Data Privacy and Compliance
Take Responsibility to Protect User Privacy
A mobile app is an essential user communication and engagement channel that simplifies access to personal information. At the same time, an app may be a source of data breaches in a malicious hacker's hands. Mandatory regulations like GDPR, CCPA, PDPA, as well as Apple and Google guidelines, are in place to ensure accountability and user data privacy, regardless of the app geography or business domain.
By design and default, user privacy should be a top consideration during mobile app construction and throughout the development cycle. Personally identifiable information (PII) and other sensitive data must be treated with discretion as the highest priority.
Mobile app compliance should be a part of an overall strategy of user rights protection—communicated in a form of a code of conduct, employee handbook (for B2E app), or service terms & conditions and privacy policy (for B2C app).
In general, apps should make this content easily understood by the user:
- What specific personal data is collected
- The purpose of data collection
- What form of the data is collected
- Where data is transferred to
- How long data is retained by the app
Transparency is Key
A compliant app fairly informs the user in a clear and easily accessible manner, providing all mandatory information, such as:
- Proper app metadata on the marketplace
- Explanation of the need to access the device's advertising identifier (iOS IDFA, Android AAID) and what this means for the user. Such descriptions are provided even if the app itself does not perform the tracking, but third parties may
- For permission requests, messages about what value is delivered to the user (i.e. location tracking services)

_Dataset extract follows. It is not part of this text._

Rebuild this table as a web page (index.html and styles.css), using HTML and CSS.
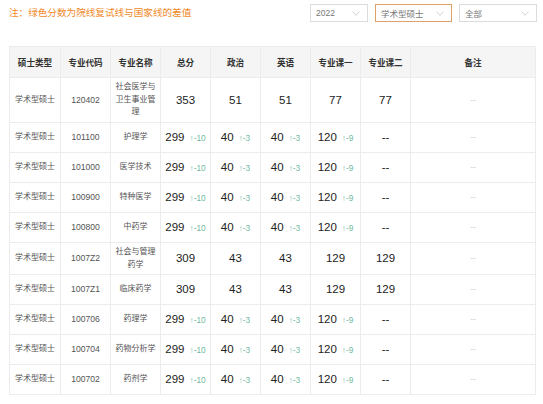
FILE: index.html
```html
<!DOCTYPE html>
<html lang="zh">
<head>
<meta charset="utf-8">
<link rel="stylesheet" href="styles.css">
</head>
<body>
<div class="page">
  <div class="topbar">
    <div class="note">注：绿色分数为院线复试线与国家线的差值</div>
    <div class="filters">
      <div class="select s-year"><span>2022</span><svg class="chev" width="8" height="5" viewBox="0 0 8 5"><polyline points="0.5,0.5 4,4.3 7.5,0.5" fill="none" stroke="#c8c8c8" stroke-width="0.8"/></svg></div>
      <div class="select s-type active"><span>学术型硕士</span><svg class="chev" width="8" height="5" viewBox="0 0 8 5"><polyline points="0.5,0.5 4,4.3 7.5,0.5" fill="none" stroke="#c8c8c8" stroke-width="0.8"/></svg></div>
      <div class="select s-all"><span>全部</span><svg class="chev" width="8" height="5" viewBox="0 0 8 5"><polyline points="0.5,0.5 4,4.3 7.5,0.5" fill="none" stroke="#c8c8c8" stroke-width="0.8"/></svg></div>
    </div>
  </div>
  <table class="scores">
    <colgroup>
      <col class="c50"><col class="c50"><col class="c50"><col class="c50"><col class="c50"><col class="c50"><col class="c50"><col class="c50"><col>
    </colgroup>
    <thead>
      <tr><th>硕士类型</th><th>专业代码</th><th>专业名称</th><th>总分</th><th>政治</th><th>英语</th><th>专业课一</th><th>专业课二</th><th>备注</th></tr>
    </thead>
    <tbody>
      <tr class="tall"><td>学术型硕士</td><td class="code">120402</td><td class="name">社会医学与卫生事业管理</td><td class="num">353</td><td class="num">51</td><td class="num">51</td><td class="num">77</td><td class="num">77</td><td class="rem">--</td></tr>
      <tr><td>学术型硕士</td><td class="code">101100</td><td class="name">护理学</td><td class="num">299<span class="d">↑-10</span></td><td class="num">40<span class="d">↑-3</span></td><td class="num">40<span class="d">↑-3</span></td><td class="num">120<span class="d">↑-9</span></td><td class="num">--</td><td class="rem">--</td></tr>
      <tr><td>学术型硕士</td><td class="code">101000</td><td class="name">医学技术</td><td class="num">299<span class="d">↑-10</span></td><td class="num">40<span class="d">↑-3</span></td><td class="num">40<span class="d">↑-3</span></td><td class="num">120<span class="d">↑-9</span></td><td class="num">--</td><td class="rem">--</td></tr>
      <tr><td>学术型硕士</td><td class="code">100900</td><td class="name">特种医学</td><td class="num">299<span class="d">↑-10</span></td><td class="num">40<span class="d">↑-3</span></td><td class="num">40<span class="d">↑-3</span></td><td class="num">120<span class="d">↑-9</span></td><td class="num">--</td><td class="rem">--</td></tr>
      <tr><td>学术型硕士</td><td class="code">100800</td><td class="name">中药学</td><td class="num">299<span class="d">↑-10</span></td><td class="num">40<span class="d">↑-3</span></td><td class="num">40<span class="d">↑-3</span></td><td class="num">120<span class="d">↑-9</span></td><td class="num">--</td><td class="rem">--</td></tr>
      <tr class="mid"><td>学术型硕士</td><td class="code">1007Z2</td><td class="name">社会与管理药学</td><td class="num">309</td><td class="num">43</td><td class="num">43</td><td class="num">129</td><td class="num">129</td><td class="rem">--</td></tr>
      <tr><td>学术型硕士</td><td class="code">1007Z1</td><td class="name">临床药学</td><td class="num">309</td><td class="num">43</td><td class="num">43</td><td class="num">129</td><td class="num">129</td><td class="rem">--</td></tr>
      <tr><td>学术型硕士</td><td class="code">100706</td><td class="name">药理学</td><td class="num">299<span class="d">↑-10</span></td><td class="num">40<span class="d">↑-3</span></td><td class="num">40<span class="d">↑-3</span></td><td class="num">120<span class="d">↑-9</span></td><td class="num">--</td><td class="rem">--</td></tr>
      <tr><td>学术型硕士</td><td class="code">100704</td><td class="name">药物分析学</td><td class="num">299<span class="d">↑-10</span></td><td class="num">40<span class="d">↑-3</span></td><td class="num">40<span class="d">↑-3</span></td><td class="num">120<span class="d">↑-9</span></td><td class="num">--</td><td class="rem">--</td></tr>
      <tr><td>学术型硕士</td><td class="code">100702</td><td class="name">药剂学</td><td class="num">299<span class="d">↑-10</span></td><td class="num">40<span class="d">↑-3</span></td><td class="num">40<span class="d">↑-3</span></td><td class="num">120<span class="d">↑-9</span></td><td class="num">--</td><td class="rem">--</td></tr>
    </tbody>
  </table>
</div>
</body>
</html>
```

FILE: styles.css
```css
* { box-sizing: border-box; }
html, body { margin: 0; padding: 0; background: #fff; }
body {
  font-family: "Liberation Sans", "Noto Sans CJK SC", sans-serif;
  color: #555;
}
.page {
  padding: 4px 6px 0 9px;
}
.topbar {
  display: flex;
  justify-content: space-between;
  align-items: flex-start;
  height: 42px;
}
.note {
  font-size: 9.6px;
  color: #f08a2a;
  line-height: 18px;
}
.filters {
  display: flex;
  gap: 7px;
}
.select {
  height: 18px;
  border: 1px solid #dcdcdc;
  display: flex;
  align-items: center;
  justify-content: space-between;
  padding: 0 7px 0 5px;
  font-size: 8.5px;
  color: #777;
  background: #fff;
}
.select.active { border-color: #e0a06a; }
.s-year { width: 58px; }
.s-type { width: 77px; }
.s-all { width: 78px; }
.chev { display: block; }

.scores {
  width: 527px;
  border-collapse: collapse;
  table-layout: fixed;
}
.c50 { width: 50px; }
.scores col:first-child { width: 51px; }
.scores th, .scores td {
  border: 1px solid #ececec;
  text-align: center;
  vertical-align: middle;
  padding: 0 4px;
}
.scores th {
  background: #f5f5f5;
  height: 31px;
  font-size: 8.6px;
  font-weight: bold;
  color: #333;
}
.scores td {
  height: 30px;
  font-size: 8px;
  line-height: 12.5px;
  color: #555;
}
.scores tr.tall td { height: 45px; }
.scores tr.mid td { height: 32px; }
.scores td.code { font-size: 8.6px; color: #555; }
.scores td.name { padding: 0 2px; color: #555; }
.scores td.num {
  font-size: 11.5px;
  color: #222;
  white-space: nowrap;
  padding: 0 1px;
}
.scores td.num .d {
  font-size: 8.3px;
  color: #6fb9a2;
  margin-left: 5px;
}
.scores td.rem {
  color: #c4c4c4;
  font-size: 7.5px;
}
```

- Any attempt to gather user analytics to track behavior or performance
- Informational screens (such as about the app, about the developer, customer support or FAQs)
- User privacy-related notifications (optional, either push or in-app)
Security in Place
An app should treat data protection as a shared responsibility of all the parties accessing that data. Ensuring the user security during design, as well as in production, is obligatory now. This includes authorization, proper use of system API, encrypting confidential data-at-rest and data-in-transit as well as passing formal security testing.
Least Required Information
An app should not collect data upfront for any reason if the purpose is "to be determined later"–a minimal user data set should be defined during the product design phase to make sure the app is functional. As the product evolves and more features are added, additional user information collection may be added as soon as it is necessary.
Accuracy is Paramount
An app treats proper UX and accuracy of personal data as a default personal right. The user should be able to easily use the app and consume the content. A proper app reasonably incorporates iOS Human Interface Guidelines, as well as Google Material Design notation. The user should be able to request data correction and rectification, and the app should populate the correction when applied.
User Rights are Guaranteed
An app engages personal data in advertisements or other interests lawfully. This means they make user rights readily available, like:
- Opt-out or the “unsubscribe” feature is provided for receiving prospects and advertisements
- Opt-in is provided for the transfer of data to other parties and the collection of sensitive information
- Ability to review or erase the data collected, which may be a mobile-friendly feature
Functional Resiliency
A compliant app should be aware of the dynamic nature of the data collected. The app is responsible for gracefully handling future situations when any user permission granted is revoked, any consent given is nullified or any data collected is erased—meaning the application reacts accordingly and keeps its state consistently.